WHAT THE EXERCISE ASKS:
Go through the listing and set it down exactly, leaving out its pictures.

RAW DATA:

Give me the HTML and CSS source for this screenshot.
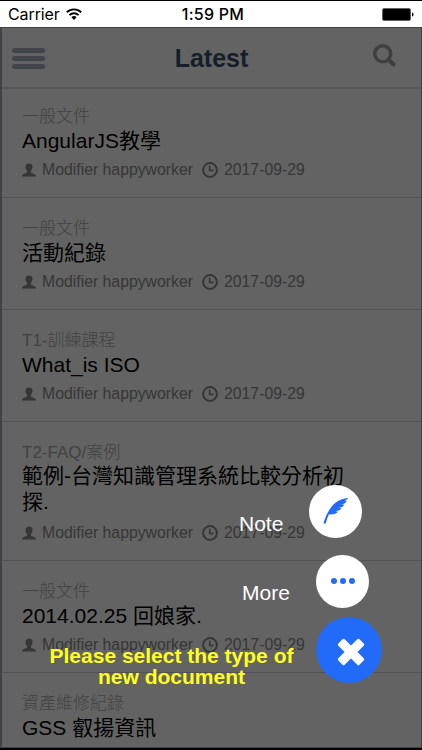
FILE: index.html
```html
<!DOCTYPE html>
<html lang="zh-Hant">
<head>
<meta charset="utf-8">
<title>Latest</title>
<link rel="stylesheet" href="styles.css">
</head>
<body>
<svg class="defs" width="0" height="0">
  <symbol id="user" viewBox="0 0 14 14"><path d="M7 .6c2.200 0 3.500 1.400 3.500 3.500 0 1.700-.8 3.100-1.600 3.900v1.200c0 .7.700.9 2 1.300 2 .6 3 1.100 3 2.900H.1c0-1.800 1-2.300 3-2.900 1.300-.4 2-.6 2-1.300V8C4.300 7.200 3.500 5.800 3.500 4.100 3.500 2 4.800.6 7 .6z"/></symbol>
  <symbol id="clock" viewBox="0 0 16 16"><circle cx="8" cy="8" r="6.900" fill="none" stroke="currentColor" stroke-width="2"/><path d="M7.700 3.800v4.600h3.800" fill="none" stroke="currentColor" stroke-width="1.600"/></symbol>
</svg>
<div class="phone">
  <div class="status">
    <span class="carrier">Carrier</span>
    <svg class="wifi" width="16" height="12" viewBox="0 0 16 12"><g fill="none" stroke="#000" stroke-width="1.900"><path d="M.8 4.300a10.300 10.300 0 0 1 14.400 0"/><path d="M3.400 7.100a6.600 6.600 0 0 1 9.200 0"/></g><path d="M8 12 5.400 9.300a3.700 3.700 0 0 1 5.200 0z"/></svg>
    <span class="time">1:59 PM</span>
    <svg class="battery" width="32" height="13" viewBox="0 0 32 13"><rect x=".5" y=".5" width="28" height="12" rx="1.500" stroke="#555" stroke-width=".7"/><path d="M30 4.500c2 .4 2 3.600 0 4z"/></svg>
  </div>
  <div class="app">
    <header class="header">
      <div class="burger"><i></i><i></i><i></i></div>
      <h1>Latest</h1>
      <svg class="search" width="23" height="23" viewBox="0 0 23 23" fill="none" stroke="#3f3f3f"><circle cx="9.700" cy="9.700" r="8" stroke-width="3.400"/><path d="m15.500 15.500 5 5" stroke-width="4" stroke-linecap="round"/></svg>
    </header>
    <main class="list">
      <article><div class="cat">一般文件</div><h2>AngularJS教學</h2><div class="meta"><svg class="user"><use href="#user"/></svg><span class="who">Modifier happyworker</span><svg class="clock"><use href="#clock"/></svg><span>2017-09-29</span></div></article>
      <article><div class="cat">一般文件</div><h2>活動紀錄</h2><div class="meta"><svg class="user"><use href="#user"/></svg><span class="who">Modifier happyworker</span><svg class="clock"><use href="#clock"/></svg><span>2017-09-29</span></div></article>
      <article><div class="cat">T1-訓練課程</div><h2>What_is ISO</h2><div class="meta"><svg class="user"><use href="#user"/></svg><span class="who">Modifier happyworker</span><svg class="clock"><use href="#clock"/></svg><span>2017-09-29</span></div></article>
      <article><div class="cat">T2-FAQ/案例</div><h2 class="two-line">範例-台灣知識管理系統比較分析初<br>探.</h2><div class="meta"><svg class="user"><use href="#user"/></svg><span class="who">Modifier happyworker</span><svg class="clock"><use href="#clock"/></svg><span>2017-09-29</span></div></article>
      <article><div class="cat">一般文件</div><h2>2014.02.25 回娘家.</h2><div class="meta"><svg class="user"><use href="#user"/></svg><span class="who">Modifier happyworker</span><svg class="clock"><use href="#clock"/></svg><span>2017-09-29</span></div></article>
      <article><div class="cat">資產維修紀錄</div><h2>GSS 叡揚資訊</h2></article>
    </main>
  </div>
  <div class="overlay">
    <span class="label note">Note</span>
    <button class="fab fab-note"><svg width="26" height="28" viewBox="0 0 26 28"><path fill="#226bf8" d="M.7 25.600C2.200 20.500 4 16.500 7 12 11 6 16.500 1.700 24.800 1c.3 1.200-1.200 2-2.900 2.600l1.600.6c-.7 1.900-2.700 2.800-5.300 3.100l3.100.5c-.9 2-3 2.800-5.700 3l2.900.8c-1.200 1.800-3.400 2.400-6 2.300l2.600 1.200c-2.200 2-5.700 2.600-9.300 2.400C4.700 20 3.700 22.700 2.900 25.700c-.4 1.500-2.600 1.300-2.200-.1z"/></svg></button>
    <span class="label more">More</span>
    <button class="fab fab-more"><i></i><i></i><i></i></button>
    <button class="fab fab-close"><svg width="28" height="28" viewBox="-14 -14 28 28" fill="#fff"><g transform="rotate(45)"><rect x="-15" y="-4.500" width="30" height="9" rx="1.600"/><rect x="-4.500" y="-15" width="9" height="30" rx="1.600"/></g></svg></button>
    <p class="prompt">Please select the type of<br>new document</p>
  </div>
</div>
</body>
</html>
```
FILE: styles.css
```css
* { box-sizing: border-box; }
body { margin: 0; font-family: "Liberation Sans", "Noto Sans CJK TC", sans-serif; }
.defs { position: absolute; }
.phone { position: relative; width: 422px; height: 750px; overflow: hidden; background: #000; }
.status { height: 27px; border-top: 1px solid #000; background: #fff; display: grid; grid-template-columns: 58px 1fr 32px; align-items: center; padding: 0 8px; font-family: Inter, sans-serif; }
.carrier { font-size: 16px; letter-spacing: -.1px; }
.wifi { position: absolute; left: 66px; top: 8px; }
.time { font-size: 16px; font-weight: 500; letter-spacing: .25px; text-align: center; padding-right: 22px; }
.battery { position: absolute; left: 382px; top: 8px; }
.app { height: 721px; overflow: hidden; background: #636363; border: solid #424246; border-width: 1px 1px 1px 2px; }
.header { height: 61px; display: flex; align-items: center; justify-content: space-between; padding: 0 25px 0 10px; border-bottom: 2px solid #575757; }
.burger { width: 33px; display: flex; flex-direction: column; gap: 3px; margin-top: 2px; }
.burger i { height: 5px; border-radius: 3px; background: #40444a; }
h1 { margin: 0; padding-left: 5px; font-size: 25px; line-height: 30px; color: #161e2a; }
.search { margin-top: -4px; }
article { padding: 19px 20px 14px; border-bottom: 1px solid #525252; }
article:first-child { padding-top: 16px; }
.cat { height: 23px; line-height: 24px; font-size: 17px; color: #424242; font-weight: 300; white-space: nowrap; }
h2 { margin: -1px 0 2px; font-size: 21px; line-height: 27px; font-weight: 400; color: #000; white-space: nowrap; }
.two-line { line-height: 26px; padding-bottom: 2px; }
.meta { display: flex; align-items: center; height: 27px; padding-top: 1px; font-size: 15.800px; color: #363636; white-space: nowrap; }
.meta svg { fill: currentColor; flex: none; }
.user { width: 14px; height: 14px; margin-right: 6px; }
.who { width: 152px; }
.clock { width: 16px; height: 16px; margin: 0 6px 0 8px; }
.overlay { position: absolute; inset: 0; }
.label { position: absolute; font-size: 21px; line-height: 24px; color: #fff; }
.note { left: 239px; top: 512px; }
.more { left: 242px; top: 581px; }
.fab { position: absolute; width: 53px; height: 53px; border: 0; padding: 0; border-radius: 50%; background: #fff; display: flex; align-items: center; justify-content: center; }
.fab-note { left: 309px; top: 485px; padding-bottom: 1px; }
.fab-more { left: 316px; top: 555px; gap: 3px; padding-bottom: 2px; }
.fab-more i { width: 6px; height: 6px; border-radius: 50%; background: #226bf8; }
.fab-close { left: 316px; top: 617px; width: 66px; height: 66px; background: #226bf8; padding: 4px 0 0 4px; }
.prompt { position: absolute; left: 40px; top: 645px; width: 263px; margin: 0; text-align: center; font-size: 21px; line-height: 21px; font-weight: 700; color: #ff2; white-space: nowrap; }
```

CORRECT RESULT:
Give me the HTML and CSS source for this screenshot.
FILE: index.html
```html
<!DOCTYPE html>
<html lang="zh-Hant">
<head>
<meta charset="utf-8">
<title>Latest</title>
<link rel="stylesheet" href="styles.css">
</head>
<body>
<svg class="defs" width="0" height="0">
  <symbol id="user" viewBox="0 0 14 14"><path d="M7 .6c2.200 0 3.500 1.400 3.500 3.500 0 1.700-.8 3.100-1.600 3.900v1.200c0 .7.700.9 2 1.300 2 .6 3 1.100 3 2.900H.1c0-1.800 1-2.300 3-2.900 1.300-.4 2-.6 2-1.300V8C4.300 7.200 3.500 5.800 3.500 4.100 3.500 2 4.800.6 7 .6z"/></symbol>
  <symbol id="clock" viewBox="0 0 16 16"><circle cx="8" cy="8" r="6.900" fill="none" stroke="currentColor" stroke-width="2"/><path d="M7.700 3.800v4.600h3.800" fill="none" stroke="currentColor" stroke-width="1.600"/></symbol>
</svg>
<div class="phone">
  <div class="status">
    <span class="carrier">Carrier</span>
    <svg class="wifi" width="16" height="12" viewBox="0 0 16 12"><g fill="none" stroke="#000" stroke-width="1.900"><path d="M.8 4.300a10.300 10.300 0 0 1 14.400 0"/><path d="M3.400 7.100a6.600 6.600 0 0 1 9.200 0"/></g><path d="M8 12 5.400 9.300a3.700 3.700 0 0 1 5.200 0z"/></svg>
    <span class="time">1:59 PM</span>
    <svg class="battery" width="32" height="13" viewBox="0 0 32 13"><rect x=".5" y=".5" width="28" height="12" rx="1.500" stroke="#555" stroke-width=".7"/><path d="M30 4.500c2 .4 2 3.600 0 4z"/></svg>
  </div>
  <div class="app">
    <header class="header">
      <div class="burger"><i></i><i></i><i></i></div>
      <h1>Latest</h1>
      <svg class="search" width="23" height="23" viewBox="0 0 23 23" fill="none" stroke="#3f3f3f"><circle cx="9.700" cy="9.700" r="8" stroke-width="3.400"/><path d="m15.500 15.500 5 5" stroke-width="4" stroke-linecap="round"/></svg>
    </header>
    <main class="list">
      <article><div class="cat">一般文件</div><h2>AngularJS教學</h2><div class="meta"><svg class="user"><use href="#user"/></svg><span class="who">Modifier happyworker</span><svg class="clock"><use href="#clock"/></svg><span>2017-09-29</span></div></article>
      <article><div class="cat">一般文件</div><h2>活動紀錄</h2><div class="meta"><svg class="user"><use href="#user"/></svg><span class="who">Modifier happyworker</span><svg class="clock"><use href="#clock"/></svg><span>2017-09-29</span></div></article>
      <article><div class="cat">T1-訓練課程</div><h2>What_is ISO</h2><div class="meta"><svg class="user"><use href="#user"/></svg><span class="who">Modifier happyworker</span><svg class="clock"><use href="#clock"/></svg><span>2017-09-29</span></div></article>
      <article><div class="cat">T2-FAQ/案例</div><h2 class="two-line">範例-台灣知識管理系統比較分析初<br>探.</h2><div class="meta"><svg class="user"><use href="#user"/></svg><span class="who">Modifier happyworker</span><svg class="clock"><use href="#clock"/></svg><span>2017-09-29</span></div></article>
      <article><div class="cat">一般文件</div><h2>2014.02.25 回娘家.</h2><div class="meta"><svg class="user"><use href="#user"/></svg><span class="who">Modifier happyworker</span><svg class="clock"><use href="#clock"/></svg><span>2017-09-29</span></div></article>
      <article><div class="cat">資產維修紀錄</div><h2>GSS 叡揚資訊</h2></article>
    </main>
  </div>
  <div class="overlay">
    <span class="label note">Note</span>
    <button class="fab fab-note"><svg width="26" height="28" viewBox="0 0 26 28"><path fill="#226bf8" d="M.7 25.600C2.200 20.500 4 16.500 7 12 11 6 16.500 1.700 24.800 1c.3 1.200-1.200 2-2.900 2.600l1.600.6c-.7 1.900-2.700 2.800-5.300 3.100l3.100.5c-.9 2-3 2.800-5.700 3l2.900.8c-1.200 1.800-3.400 2.400-6 2.300l2.600 1.200c-2.200 2-5.700 2.600-9.300 2.400C4.700 20 3.700 22.700 2.900 25.700c-.4 1.500-2.600 1.300-2.200-.1z"/></svg></button>
    <span class="label more">More</span>
    <button class="fab fab-more"><i></i><i></i><i></i></button>
    <button class="fab fab-close"><svg width="28" height="28" viewBox="-14 -14 28 28" fill="#fff"><g transform="rotate(45)"><rect x="-15" y="-4.500" width="30" height="9" rx="1.600"/><rect x="-4.500" y="-15" width="9" height="30" rx="1.600"/></g></svg></button>
    <p class="prompt">Please select the type of<br>new document</p>
  </div>
</div>
</body>
</html>
```
FILE: styles.css
```css
* { box-sizing: border-box; }
body { margin: 0; font-family: "Liberation Sans", "Noto Sans CJK TC", sans-serif; }
.defs { position: absolute; }
.phone { position: relative; width: 422px; height: 750px; overflow: hidden; background: #000; }
.status { height: 27px; border-top: 1px solid #000; background: #fff; display: grid; grid-template-columns: 58px 1fr 32px; align-items: center; padding: 0 8px; font-family: Inter, sans-serif; }
.carrier { font-size: 16px; letter-spacing: -.1px; }
.wifi { position: absolute; left: 66px; top: 8px; }
.time { font-size: 16px; font-weight: 500; letter-spacing: .25px; text-align: center; padding-right: 22px; }
.battery { position: absolute; left: 382px; top: 8px; }
.app { height: 721px; overflow: hidden; background: #636363; border: solid #424246; border-width: 1px 1px 1px 2px; }
.header { height: 61px; display: flex; align-items: center; justify-content: space-between; padding: 0 25px 0 10px; border-bottom: 2px solid #575757; }
.burger { width: 33px; display: flex; flex-direction: column; gap: 3px; margin-top: 2px; }
.burger i { height: 5px; border-radius: 3px; background: #40444a; }
h1 { margin: 0; padding-left: 5px; font-size: 25px; line-height: 30px; color: #161e2a; }
.search { margin-top: -4px; }
article { padding: 19px 20px 14px; border-bottom: 1px solid #525252; }
article:first-child { padding-top: 16px; }
.cat { height: 23px; line-height: 24px; font-size: 17px; color: #424242; font-weight: 300; white-space: nowrap; }
h2 { margin: -1px 0 2px; font-size: 21px; line-height: 27px; font-weight: 400; color: #000; white-space: nowrap; }
.two-line { line-height: 26px; padding-bottom: 2px; }
.meta { display: flex; align-items: center; height: 27px; padding-top: 1px; font-size: 15.800px; color: #363636; white-space: nowrap; }
.meta svg { fill: currentColor; flex: none; }
.user { width: 14px; height: 14px; margin-right: 6px; }
.who { width: 152px; }
.clock { width: 16px; height: 16px; margin: 0 6px 0 8px; }
.overlay { position: absolute; inset: 0; }
.label { position: absolute; font-size: 21px; line-height: 24px; color: #fff; }
.note { left: 239px; top: 512px; }
.more { left: 242px; top: 581px; }
.fab { position: absolute; width: 53px; height: 53px; border: 0; padding: 0; border-radius: 50%; background: #fff; display: flex; align-items: center; justify-content: center; }
.fab-note { left: 309px; top: 485px; padding-bottom: 1px; }
.fab-more { left: 316px; top: 555px; gap: 3px; padding-bottom: 2px; }
.fab-more i { width: 6px; height: 6px; border-radius: 50%; background: #226bf8; }
.fab-close { left: 316px; top: 617px; width: 66px; height: 66px; background: #226bf8; padding: 4px 0 0 4px; }
.prompt { position: absolute; left: 40px; top: 645px; width: 263px; margin: 0; text-align: center; font-size: 21px; line-height: 21px; font-weight: 700; color: #ff2; white-space: nowrap; }
```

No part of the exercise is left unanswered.